## Your goal
Please transcribe the listing below in full and word for word, without its pictures.

★ ★ ★ ★

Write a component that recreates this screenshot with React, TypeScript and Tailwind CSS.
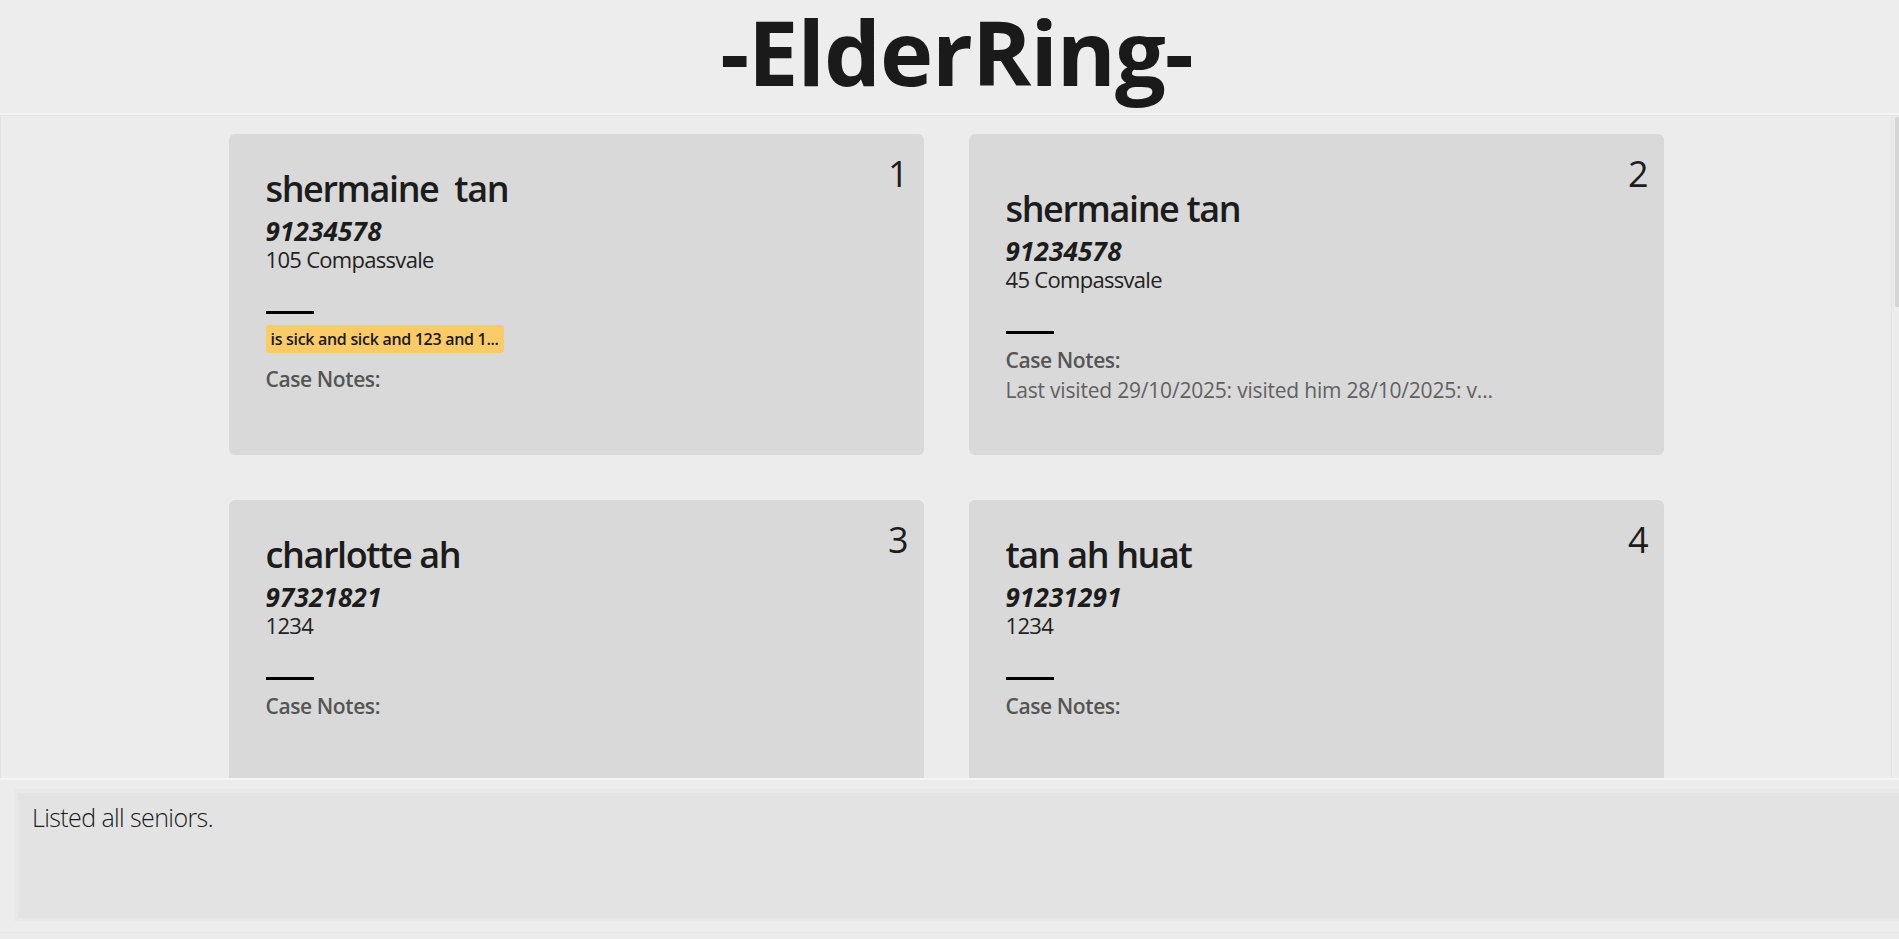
import React from "react";

type Senior = {
  idx: number;
  name: string;
  phone: string;
  address: string;
  tag?: string;
  notes?: string;
};

const seniors: Senior[] = [
  { idx: 1, name: "shermaine\u00a0\u00a0tan", phone: "91234578", address: "105 Compassvale", tag: "is sick and sick and 123 and 1..." },
  { idx: 2, name: "shermaine tan", phone: "91234578", address: "45 Compassvale", notes: "Last visited 29/10/2025: visited him 28/10/2025: v..." },
  { idx: 3, name: "charlotte ah", phone: "97321821", address: "1234" },
  { idx: 4, name: "tan ah huat", phone: "91231291", address: "1234" },
];

function Card({ s }: { s: Senior }) {
  return (
    <div className="relative h-[321px] rounded-[6px] bg-[#d9d9d9] pl-[37px]">
      <div className="absolute right-[15px] top-[22px] text-[36px] leading-none text-[#1c1c1c]">{s.idx}</div>
      <div className={s.notes ? "flex flex-col items-start pt-[57px]" : "flex flex-col items-start pt-[37px]"}>
        <div className="text-[36px] leading-none font-semibold tracking-[-1.4px] text-[#1c1c1c]">{s.name}</div>
        <div className="mt-[11px] text-[26px] leading-none font-bold italic tracking-[0.2px] text-[#1c1c1c]">{s.phone}</div>
        <div className="mt-[4px] text-[22px] leading-none tracking-[-0.7px] text-[#222]">{s.address}</div>
        <div className="mt-[41px] h-[3px] w-[48px] bg-black" />
        {s.tag ? (
          <div className="mt-[11px] flex h-[28px] items-center rounded-[3px] bg-[#fbcb67] px-[5px] text-[16px] font-semibold tracking-[-0.3px] text-[#1a1a1a]">
            {s.tag}
          </div>
        ) : null}
        <div className="mt-[16px] text-[21px] leading-none font-semibold tracking-[-0.4px] text-[#555555]">Case Notes:</div>
        {s.notes ? (
          <div className="mt-[9px] text-[21px] leading-none tracking-[-0.2px] text-[#616161]">{s.notes}</div>
        ) : null}
      </div>
    </div>
  );
}

export default function App() {
  return (
    <div className="flex h-[939px] w-full flex-col overflow-hidden bg-[#ececec] font-['Open_Sans',sans-serif]">
      <header className="flex h-[113px] shrink-0 justify-center bg-[#ededed] pl-[14px]">
        <h1 className="text-[90px] leading-[1.15] font-bold tracking-[-1px] text-[#1a1a1a]">-ElderRing-</h1>
      </header>
      <div className="h-[2px] shrink-0 bg-[#f5f5f5]" />
      <div className="flex h-[663px] shrink-0 border-t border-l border-[#e3e3e3] bg-[#ececec]">
        <div className="flex flex-1 justify-center overflow-hidden pt-[18px]">
          <div className="grid grid-cols-[695px_695px] gap-[45px]">
            {seniors.map((s) => (
              <Card key={s.idx} s={s} />
            ))}
          </div>
        </div>
        <div className="relative w-[8px] shrink-0 border-l border-[#e4e4e4]">
          <div className="absolute left-[3px] top-[1px] h-[190px] w-[6px] rounded-[2px] bg-[#d5d5d5]" />
        </div>
      </div>
      <div className="h-[2px] shrink-0 bg-[#f5f5f5]" />
      <div className="h-[152px] shrink-0 pt-[9px] pl-[14px]">
        <div className="h-[132px] border-t-4 border-b-[3px] border-l-4 border-[#e8e8e8] bg-[#e3e3e3] pt-[12px] pl-[14px]">
          <div className="text-[25px] leading-none font-light tracking-[-0.6px] text-[#1a1a1a]">Listed all seniors.</div>
        </div>
      </div>
      <div className="flex-1 border-t border-[#e6e6e6] bg-[#ececec]" />
    </div>
  );
}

★ ★ ★ ★

## The result
Write a component that recreates this screenshot with React, TypeScript and Tailwind CSS.
import React from "react";

type Senior = {
  idx: number;
  name: string;
  phone: string;
  address: string;
  tag?: string;
  notes?: string;
};

const seniors: Senior[] = [
  { idx: 1, name: "shermaine\u00a0\u00a0tan", phone: "91234578", address: "105 Compassvale", tag: "is sick and sick and 123 and 1..." },
  { idx: 2, name: "shermaine tan", phone: "91234578", address: "45 Compassvale", notes: "Last visited 29/10/2025: visited him 28/10/2025: v..." },
  { idx: 3, name: "charlotte ah", phone: "97321821", address: "1234" },
  { idx: 4, name: "tan ah huat", phone: "91231291", address: "1234" },
];

function Card({ s }: { s: Senior }) {
  return (
    <div className="relative h-[321px] rounded-[6px] bg-[#d9d9d9] pl-[37px]">
      <div className="absolute right-[15px] top-[22px] text-[36px] leading-none text-[#1c1c1c]">{s.idx}</div>
      <div className={s.notes ? "flex flex-col items-start pt-[57px]" : "flex flex-col items-start pt-[37px]"}>
        <div className="text-[36px] leading-none font-semibold tracking-[-1.4px] text-[#1c1c1c]">{s.name}</div>
        <div className="mt-[11px] text-[26px] leading-none font-bold italic tracking-[0.2px] text-[#1c1c1c]">{s.phone}</div>
        <div className="mt-[4px] text-[22px] leading-none tracking-[-0.7px] text-[#222]">{s.address}</div>
        <div className="mt-[41px] h-[3px] w-[48px] bg-black" />
        {s.tag ? (
          <div className="mt-[11px] flex h-[28px] items-center rounded-[3px] bg-[#fbcb67] px-[5px] text-[16px] font-semibold tracking-[-0.3px] text-[#1a1a1a]">
            {s.tag}
          </div>
        ) : null}
        <div className="mt-[16px] text-[21px] leading-none font-semibold tracking-[-0.4px] text-[#555555]">Case Notes:</div>
        {s.notes ? (
          <div className="mt-[9px] text-[21px] leading-none tracking-[-0.2px] text-[#616161]">{s.notes}</div>
        ) : null}
      </div>
    </div>
  );
}

export default function App() {
  return (
    <div className="flex h-[939px] w-full flex-col overflow-hidden bg-[#ececec] font-['Open_Sans',sans-serif]">
      <header className="flex h-[113px] shrink-0 justify-center bg-[#ededed] pl-[14px]">
        <h1 className="text-[90px] leading-[1.15] font-bold tracking-[-1px] text-[#1a1a1a]">-ElderRing-</h1>
      </header>
      <div className="h-[2px] shrink-0 bg-[#f5f5f5]" />
      <div className="flex h-[663px] shrink-0 border-t border-l border-[#e3e3e3] bg-[#ececec]">
        <div className="flex flex-1 justify-center overflow-hidden pt-[18px]">
          <div className="grid grid-cols-[695px_695px] gap-[45px]">
            {seniors.map((s) => (
              <Card key={s.idx} s={s} />
            ))}
          </div>
        </div>
        <div className="relative w-[8px] shrink-0 border-l border-[#e4e4e4]">
          <div className="absolute left-[3px] top-[1px] h-[190px] w-[6px] rounded-[2px] bg-[#d5d5d5]" />
        </div>
      </div>
      <div className="h-[2px] shrink-0 bg-[#f5f5f5]" />
      <div className="h-[152px] shrink-0 pt-[9px] pl-[14px]">
        <div className="h-[132px] border-t-4 border-b-[3px] border-l-4 border-[#e8e8e8] bg-[#e3e3e3] pt-[12px] pl-[14px]">
          <div className="text-[25px] leading-none font-light tracking-[-0.6px] text-[#1a1a1a]">Listed all seniors.</div>
        </div>
      </div>
      <div className="flex-1 border-t border-[#e6e6e6] bg-[#ececec]" />
    </div>
  );
}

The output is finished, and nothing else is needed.